When the sheltered wife and writer must take on the role of amateur detective (Where is Ramon? Is he victim or perpetrator?), she gets help from a pair of unlikely assistants. Her downstairs neighbor Félix (Carlos lvarez Novoa) looks like a pleasant codger with a gray beard and a doddering manner, but he's got a secret history involving the Spanish Civil War, Fidel Castro and Dutch gun smugglers. Not a bad hombre to have on the team, it turns out. Somehow, Lucía and Félix also hook up with a fresh-faced young musician named Adrián (Mexican soap opera favorite Kuno Becker), who has a thing for the older woman and who completes a human triangle that comes to be concerned with big ideas like loss and human reinvention. Along the way, Serrano takes us on a whirlwind tour of drug lords' gaudy dens, corrupt government offices, network TV studios and shadowy back alleys. Has Ramon, a bureaucrat in the Mexican treasury department, been kidnapped by leftist revolutionaries? Has he been embezzling from his employer? In the end, the answers to those questions and the surface fireworks of the hyperactive plot prove to be less important than Lucía's transformation from drone to emotional adventurer.
It will come as no surprise to literary types, especially those conversant with the intriguing tangles of Latin American meta-fiction, that much of what we see on the screen--a brutal shooting, say, or the hijacking of a suitcase stuffed with 20 million pesos--turns out to be not "reality" but the machinations of a writer trying out assorted themes and dramatic twists and character motivations in her fevered imagination. In the beginning, Lucía tells us straight out in the voice-over that she's a "liar" (read: emerging fictioneer); the delicious irony is that through her experiments she comes to discover the truth about herself, while casting off the artifice.

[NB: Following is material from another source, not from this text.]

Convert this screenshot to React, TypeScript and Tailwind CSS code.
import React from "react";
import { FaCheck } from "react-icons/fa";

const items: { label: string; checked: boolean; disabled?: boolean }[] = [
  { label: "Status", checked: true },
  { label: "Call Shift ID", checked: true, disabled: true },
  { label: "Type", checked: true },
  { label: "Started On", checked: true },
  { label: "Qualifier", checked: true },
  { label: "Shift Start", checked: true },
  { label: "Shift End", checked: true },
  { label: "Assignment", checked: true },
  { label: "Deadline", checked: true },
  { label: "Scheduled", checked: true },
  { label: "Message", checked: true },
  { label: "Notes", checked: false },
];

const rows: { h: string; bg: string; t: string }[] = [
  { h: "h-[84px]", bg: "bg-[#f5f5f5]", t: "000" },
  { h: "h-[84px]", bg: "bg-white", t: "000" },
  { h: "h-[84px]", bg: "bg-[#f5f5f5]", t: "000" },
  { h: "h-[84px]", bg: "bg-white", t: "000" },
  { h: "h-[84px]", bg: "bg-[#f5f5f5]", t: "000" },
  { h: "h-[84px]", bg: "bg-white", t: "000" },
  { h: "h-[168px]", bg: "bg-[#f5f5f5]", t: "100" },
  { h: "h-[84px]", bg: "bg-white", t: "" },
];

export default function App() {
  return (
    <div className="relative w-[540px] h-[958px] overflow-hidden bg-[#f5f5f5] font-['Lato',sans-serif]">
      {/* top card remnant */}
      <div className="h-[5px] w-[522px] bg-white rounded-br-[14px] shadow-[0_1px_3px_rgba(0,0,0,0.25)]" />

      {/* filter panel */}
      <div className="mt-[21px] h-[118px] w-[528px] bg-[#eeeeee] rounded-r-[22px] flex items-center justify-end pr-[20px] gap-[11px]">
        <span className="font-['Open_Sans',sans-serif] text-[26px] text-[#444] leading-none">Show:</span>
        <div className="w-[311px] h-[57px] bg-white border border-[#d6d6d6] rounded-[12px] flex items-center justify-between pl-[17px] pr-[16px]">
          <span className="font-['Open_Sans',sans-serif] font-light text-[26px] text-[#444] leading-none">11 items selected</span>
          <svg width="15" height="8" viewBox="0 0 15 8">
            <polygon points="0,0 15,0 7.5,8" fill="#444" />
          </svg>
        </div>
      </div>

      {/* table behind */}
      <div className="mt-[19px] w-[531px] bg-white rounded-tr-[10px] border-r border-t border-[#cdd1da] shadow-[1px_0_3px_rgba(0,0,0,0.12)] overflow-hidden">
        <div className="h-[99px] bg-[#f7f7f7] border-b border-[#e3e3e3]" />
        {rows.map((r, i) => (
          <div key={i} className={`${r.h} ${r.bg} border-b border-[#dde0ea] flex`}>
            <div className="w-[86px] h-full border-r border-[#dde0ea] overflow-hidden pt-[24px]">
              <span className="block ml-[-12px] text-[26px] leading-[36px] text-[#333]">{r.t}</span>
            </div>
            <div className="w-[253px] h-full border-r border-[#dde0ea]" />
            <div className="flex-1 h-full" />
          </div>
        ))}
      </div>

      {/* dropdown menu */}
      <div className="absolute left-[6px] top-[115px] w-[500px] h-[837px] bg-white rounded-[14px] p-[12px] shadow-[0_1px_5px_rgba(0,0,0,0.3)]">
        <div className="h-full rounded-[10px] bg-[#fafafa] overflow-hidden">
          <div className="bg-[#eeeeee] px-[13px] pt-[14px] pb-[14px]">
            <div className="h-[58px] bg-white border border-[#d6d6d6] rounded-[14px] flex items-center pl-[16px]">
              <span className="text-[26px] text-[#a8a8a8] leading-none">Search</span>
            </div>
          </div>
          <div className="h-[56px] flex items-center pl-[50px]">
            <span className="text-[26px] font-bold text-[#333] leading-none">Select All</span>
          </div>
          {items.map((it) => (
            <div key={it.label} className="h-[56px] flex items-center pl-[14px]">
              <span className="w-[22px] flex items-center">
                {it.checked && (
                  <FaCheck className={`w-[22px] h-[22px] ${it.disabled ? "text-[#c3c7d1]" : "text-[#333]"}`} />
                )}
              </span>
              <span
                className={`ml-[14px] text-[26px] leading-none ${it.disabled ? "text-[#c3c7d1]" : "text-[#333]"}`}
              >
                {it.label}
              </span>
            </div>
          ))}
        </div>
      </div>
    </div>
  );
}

Lucía, Lucía is labored in places because metaphysical scaffolding tends to inhibit narrative. But Serrano keeps the wit coming, and another richly nuanced performance from the lovely, red-headed Roth keeps us always focused on the real mystery of the piece--whether this appealing woman will find a way to find herself. Lucía, Lucía may not represent the glorious, heaving crest of the Mexican New Wave, but its substance and high ambitions, salted with humor, make for a rewarding two hours in the dark.